Ein Kommentar von Roman Heflik
Die Debatte darüber, welches Land Nordafrikas Flüchtlinge
aufnehmen soll, sollte mit nüchternen Zahlen anfangen: Seit den
Umbrüchen in Nordafrika sind auf der italienischen Mittelmeerinsel
Lampedusa etwa 26?000 Flüchtlinge gestrandet. Für das winzige Eiland
mit seinen rund 4500 Einwohnern stellt das ein gewaltiges Problem
dar. Doch die bedrückende Enge, die auf Lampedusa herrschen mag,
verzerrt die Dimensionen des Problems. Im vergangenen Jahr musste das
Industrieland Italien gerade mal 8000 Flüchtlinge aufnehmen – die
Zahl der Asylbewerber in Deutschland lag im gleichen Zeitraum bei
41?000. Zudem handelt es sich bei den Flüchtlingen größtenteils um
Tunesier, die Jobs in Europa suchen. Wirtschaftsmigranten aber haben
keinen Anspruch auf Asyl und könnten bald wieder abgeschoben werden.

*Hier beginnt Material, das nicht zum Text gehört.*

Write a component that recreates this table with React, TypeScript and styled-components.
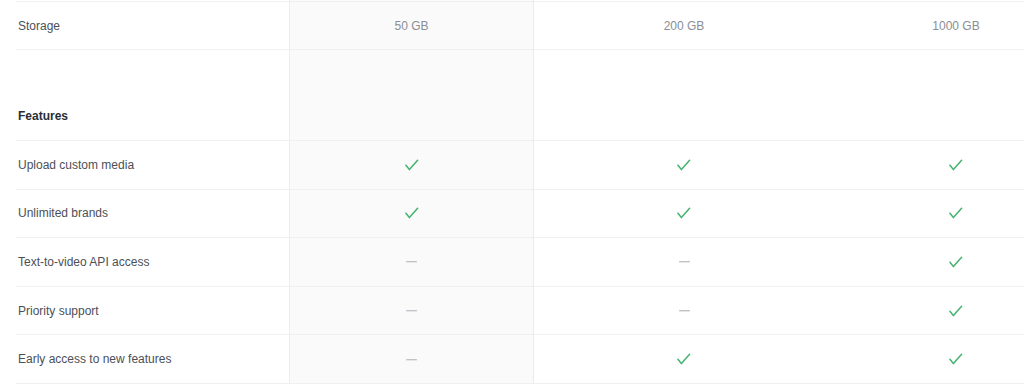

Die Vermutung liegt nahe, dass europäische, insbesondere italienische
Warnungen vor einem „Dammbruch“ durch den „menschlichen Tsunami“ eher
medialer Neigung zu Superlativen und politisch motivierter Panikmache
geschuldet sind. Die konservative Regierung Berlusconi hat jedenfalls
ein Interesse daran, das Flüchtlingsproblem schnell abzuwälzen. So
verkündete Innenminister Maroni, bei den Boat?people handele es sich
um ein europäisches Problem – und das, bevor die ersten Schiffe in
Italien angekommen waren. Nun hat Italien – wütend darüber, dass die
EU die Angelegenheit als eine italienische ansieht – angekündigt, den
Flüchtlingen Visa auszustellen, mit denen sie 90 Tage lang frei in
Schengen-Staaten wie Deutschland ein- und ausreisen dürfen – eine
Einladung zum Untertauchen. Damit beschädigt das Land die EU gleich
mehrfach. Denn im Dublin-II-Abkommen haben sich die Mitgliedstaaten
darauf geeinigt, dass sich um Flüchtlinge deren Ankunftsländer
kümmern. Zugleich fügt Italien dem Gedanken von Schengen Schaden zu,
also der Idee, dass Grenzen überflüssig werden, wenn Länder in
Rechtsfragen eng zusammenarbeiten. Schlagbäume abzumontieren
erfordert jedoch Vertrauen – Vertrauen, das Italien zugunsten seiner
Innenpolitik gerade verspielt. Dennoch trifft auch die EU eine
Mitschuld. Seit Jahren vertrödelt sie es, eine tragfähige gemeinsame
Asylpolitik zu installieren. Feste Regeln aber, welches Land wann wie
viele Flüchtlinge aufzunehmen hat, sind nötig, damit Europa auch in
Krisen zusammenhält. Schlagbäume sollten in der EU da bleiben, wo sie
hingehören: im Museum.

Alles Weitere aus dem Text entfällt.